Excellent MCM-49 Supported CeCuOx Nanocatalyst with Ultrawide Operating Temperature Window and Strong Anti-Alkali Ability for NH3-SCR

Graphical Schematic diagram of the dominant mechanism of NH 3 -SCR reaction on CeCu/MCM-49 catalyst before and after poisoning. The L−H mechanism was dominant before poisoning. However, after alkali metal poisoning, NO x adsorption on the catalyst is inhibited, so the E−R mechanism dominates. NO x is a common atmospheric pollutant, and NH 3 -SCR technology efficiently purifies it. CeCuO x binary-oxide nanoparticles were synthesized and loaded onto acid MCM-49 molecular sieve with a large specific surface area to increase acid sites and disperse active sites of the catalyst.

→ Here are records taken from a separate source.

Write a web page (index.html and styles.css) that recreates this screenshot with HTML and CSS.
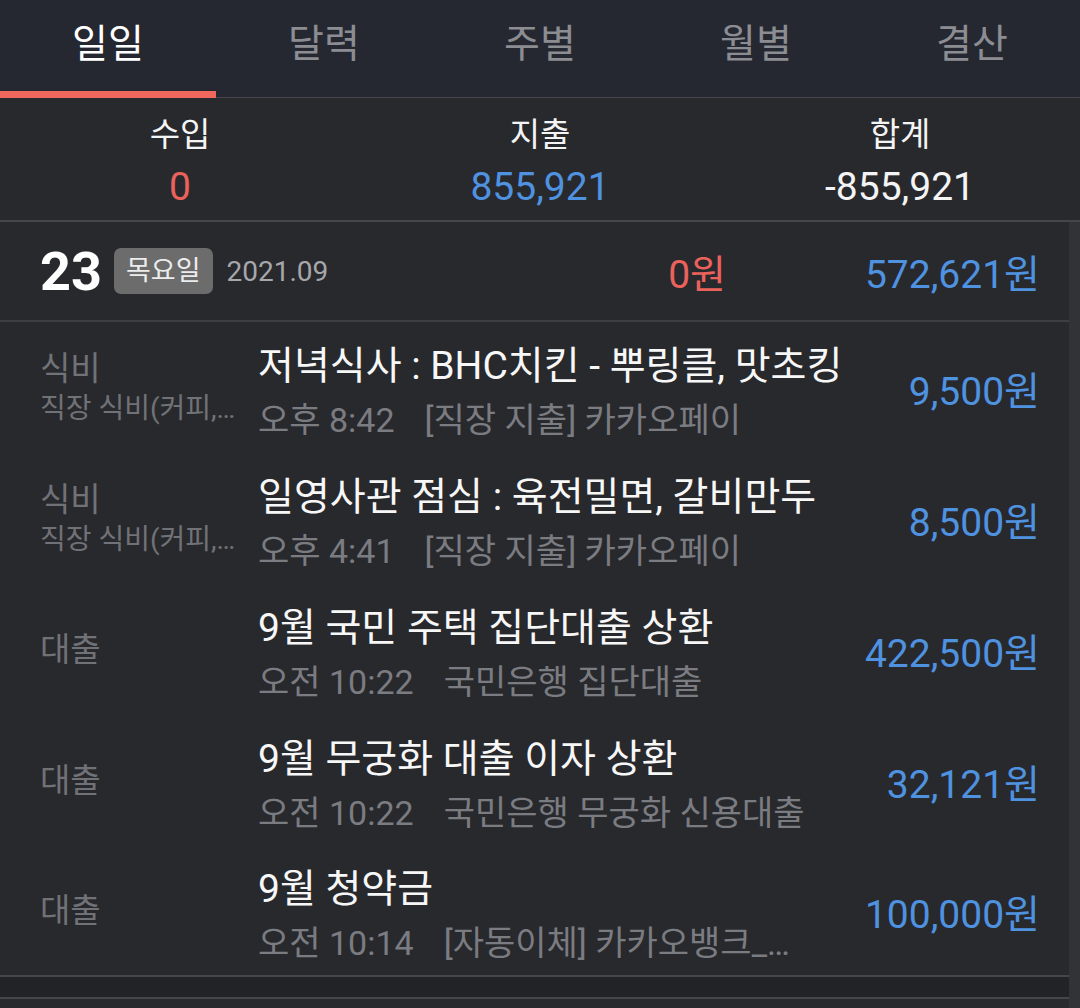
FILE: index.html
```html
<!DOCTYPE html>
<html>

<head>
    <meta name="viewport" content="width=device-width, initial-scale=1">
    <title>
        가계부 - 일일
    </title>
    <link rel="stylesheet" href="styles.css">
</head>

<body>
    <div class="tabs">
        <div class="tab active">일일</div>
        <div class="tab">달력</div>
        <div class="tab">주별</div>
        <div class="tab">월별</div>
        <div class="tab">결산</div>
    </div>

    <div class="summary">
        <div class="sum-col">
            <div class="sum-label">수입</div>
            <div class="sum-value income">0</div>
        </div>
        <div class="sum-col">
            <div class="sum-label">지출</div>
            <div class="sum-value expense">855,921</div>
        </div>
        <div class="sum-col">
            <div class="sum-label">합계</div>
            <div class="sum-value">-855,921</div>
        </div>
    </div>

    <div class="list">
        <div class="scrollbar"></div>

        <div class="day-head">
            <div class="day-left">
                <span class="day-num">23</span>
                <span class="day-badge">목요일</span>
                <span class="day-month">2021.09</span>
            </div>
            <div class="day-income">0원</div>
            <div class="day-expense">572,621원</div>
        </div>

        <div class="entry">
            <div class="cat">
                <div class="cat-main">식비</div>
                <div class="cat-sub">직장 식비(커피,간식)</div>
            </div>
            <div class="info">
                <div class="title">저녁식사 : BHC치킨 - 뿌링클, 맛초킹</div>
                <div class="meta"><span class="time">오후 8:42</span><span class="memo">[직장 지출] 카카오페이</span></div>
            </div>
            <div class="amount">9,500원</div>
        </div>

        <div class="entry">
            <div class="cat">
                <div class="cat-main">식비</div>
                <div class="cat-sub">직장 식비(커피,간식)</div>
            </div>
            <div class="info">
                <div class="title">일영사관 점심 : 육전밀면, 갈비만두</div>
                <div class="meta"><span class="time">오후 4:41</span><span class="memo">[직장 지출] 카카오페이</span></div>
            </div>
            <div class="amount">8,500원</div>
        </div>

        <div class="entry">
            <div class="cat">
                <div class="cat-main">대출</div>
            </div>
            <div class="info">
                <div class="title">9월 국민 주택 집단대출 상환</div>
                <div class="meta"><span class="time">오전 10:22</span><span class="memo">국민은행 집단대출</span></div>
            </div>
            <div class="amount">422,500원</div>
        </div>

        <div class="entry">
            <div class="cat">
                <div class="cat-main">대출</div>
            </div>
            <div class="info">
                <div class="title">9월 무궁화 대출 이자 상환</div>
                <div class="meta"><span class="time">오전 10:22</span><span class="memo">국민은행 무궁화 신용대출</span></div>
            </div>
            <div class="amount">32,121원</div>
        </div>

        <div class="entry last">
            <div class="cat">
                <div class="cat-main">대출</div>
            </div>
            <div class="info">
                <div class="title">9월 청약금</div>
                <div class="meta"><span class="time">오전 10:14</span><span class="memo">[자동이체] 카카오뱅크_청약</span></div>
            </div>
            <div class="amount">100,000원</div>
        </div>

        <div class="gap-band"></div>
    </div>
</body>

</html>
```

FILE: styles.css
```css
body {
    margin: 0;
    background-color: #28292d;
    color: #f2f2f2;
    font-family: Roboto, "Noto Sans CJK KR", sans-serif;
    width: 1080px;
    height: 1008px;
    overflow: hidden;
}

.tabs {
    display: flex;
    height: 97px;
    background-color: #252830;
    border-bottom: 1px solid #45474d;
}

.tab {
    flex: 1;
    display: flex;
    justify-content: center;
    padding-top: 19px;
    font-size: 39px;
    line-height: 50px;
    color: #8b8d93;
    box-sizing: border-box;
}

.tab.active {
    color: #ffffff;
    border-bottom: 7px solid #f0675e;
    margin-bottom: -1px;
}

.summary {
    display: flex;
    height: 122px;
    border-bottom: 2px solid #45464a;
}

.sum-col {
    flex: 1;
    display: flex;
    flex-direction: column;
    align-items: center;
    padding-top: 15px;
}

.sum-label {
    font-size: 33px;
    line-height: 44px;
    color: #f4f4f4;
}

.sum-value {
    font-size: 39px;
    line-height: 60px;
    color: #f4f4f4;
}

.income {
    color: #ea625b;
}

.expense {
    color: #4f92e0;
}

.list {
    position: relative;
}

.scrollbar {
    position: absolute;
    top: 0;
    right: 0;
    width: 11px;
    height: 800px;
    background-color: #323337;
}

.day-head {
    display: flex;
    align-items: center;
    height: 98px;
    padding: 0 40px 0 40px;
    border-bottom: 2px solid #3e3f43;
}

.day-left {
    display: flex;
    align-items: center;
    flex: 1;
}

.day-num {
    font-size: 54px;
    font-weight: bold;
    color: #ffffff;
    margin-right: 12px;
}

.day-badge {
    background-color: #6c6c6d;
    color: #ececec;
    font-size: 27px;
    line-height: 46px;
    padding: 0 12px;
    border-radius: 7px;
    margin-right: 14px;
}

.day-month {
    font-size: 28px;
    color: #a6a7aa;
}

.day-income,
.day-expense {
    font-size: 39px;
    text-align: right;
}

.day-income {
    color: #ea625b;
}

.day-expense {
    width: 314px;
    color: #4f92e0;
}

.entry {
    display: flex;
    align-items: center;
    height: 131px;
    padding: 0 40px 0 40px;
}

.entry.last {
    border-bottom: 2px solid #45464a;
    height: 129px;
}

.cat {
    width: 218px;
    flex-shrink: 0;
    color: #717277;
}

.cat-main {
    font-size: 33px;
    line-height: 42px;
}

.cat-sub {
    font-size: 28px;
    line-height: 38px;
    max-width: 200px;
    white-space: nowrap;
    overflow: hidden;
    text-overflow: ellipsis;
}

.info {
    flex: 1;
    min-width: 0;
    padding-top: 8px;
}

.title {
    font-size: 39px;
    line-height: 48px;
    color: #f7f7f7;
    white-space: nowrap;
}

.meta {
    display: flex;
    font-size: 34px;
    line-height: 44px;
    margin-top: 8px;
    color: #7b7c81;
    white-space: nowrap;
}

.time {
    margin-right: 30px;
}

.memo {
    max-width: 366px;
    overflow: hidden;
    text-overflow: ellipsis;
}

.amount {
    font-size: 39px;
    color: #4f92e0;
    white-space: nowrap;
}

.gap-band {
    height: 20px;
    background-color: #222327;
    border-bottom: 2px solid #45464a;
}
```
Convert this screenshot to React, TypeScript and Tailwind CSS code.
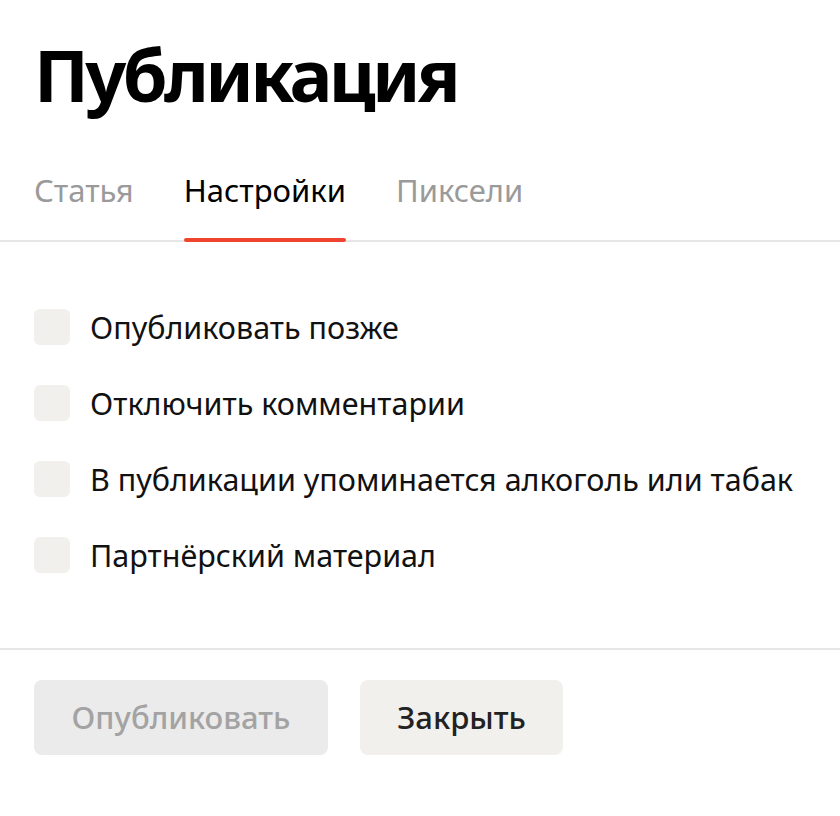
import { useState } from "react";

const tabs = ["Статья", "Настройки", "Пиксели"];
const options = [
  "Опубликовать позже",
  "Отключить комментарии",
  "В публикации упоминается алкоголь или табак",
  "Партнёрский материал",
];

const App = () => {
  const [active, setActive] = useState(1);
  const [checked, setChecked] = useState<boolean[]>([false, false, false, false]);

  return (
    <div className="min-h-screen w-[840px] bg-white text-black" style={{ fontFamily: '"Noto Sans", "Open Sans", sans-serif' }}>
      <div className="px-[34px] pt-[30px]">
        <h1 className="text-[72px] font-bold leading-[88px] tracking-[-3.6px]">Публикация</h1>
      </div>

      {/* Tabs */}
      <div className="mt-[52px] flex gap-[50px] border-b-2 border-[#e6e6e6] px-[34px]">
        {tabs.map((t, i) => (
          <button
            key={t}
            onClick={() => setActive(i)}
            className={`relative pb-[30px] text-[31px] leading-[40px] ${active === i ? "text-black" : "text-[#9a9a9a]"}`}
          >
            {t}
            {active === i && (
              <span className="absolute -bottom-[2px] left-0 h-[4px] w-full rounded-full bg-[#ee4530]" />
            )}
          </button>
        ))}
      </div>

      {/* Options */}
      <div className="flex flex-col gap-[40px] px-[34px] pt-[67px] pb-[75px]">
        {options.map((o, i) => (
          <label key={o} className="flex cursor-pointer items-center gap-[20px]">
            <span
              onClick={() => setChecked(checked.map((c, j) => (j === i ? !c : c)))}
              className="h-[36px] w-[36px] shrink-0 rounded-[6px] bg-[#f1f0ed]"
            />
            <span className="text-[30.5px] leading-[36px] text-[#111]">{o}</span>
          </label>
        ))}
      </div>

      {/* Footer */}
      <div className="flex gap-[32px] border-t-2 border-[#e6e6e6] px-[34px] pt-[30px]">
        <button className="h-[75px] w-[294px] rounded-[8px] bg-[#ebebeb] text-[31px] font-medium text-[#a3a3a3]">
          Опубликовать
        </button>
        <button className="h-[75px] w-[203px] rounded-[8px] bg-[#f1f0ed] text-[31px] font-medium text-[#222]">
          Закрыть
        </button>
      </div>
    </div>
  );
};

export default App;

The optimized 35 % CeCu/MCM-49 catalyst effectively purified over 80 % of NO x in the temperature range of 200–500 °C and demonstrated excellent resistance to alkali metals, such as K, Na, and Ca. Even after K poisoning, it still removed over 80 % of NO x in the range of 200–450 °C. Various characterization methods, including XRD, FT-IR, TEM, and N 2 isotherm adsorption-desorption tests, confirmed the structure of the catalyst remained intact after poisoning with no substance change, nor agglomeration of nanoparticles. NH 3 -TPD and H 2 -TPR confirmed that the catalyst had effective acidity and redox capacity that were not affected by alkali metals. In-situ DRIFTs showed that the catalytic reaction predominant mechanism shifted from L−H to E−R mechanism after poisoning. This study provides valuable insights into the development of high-performance Ce-based NH 3 -SCR catalysts with alkali metal resistance.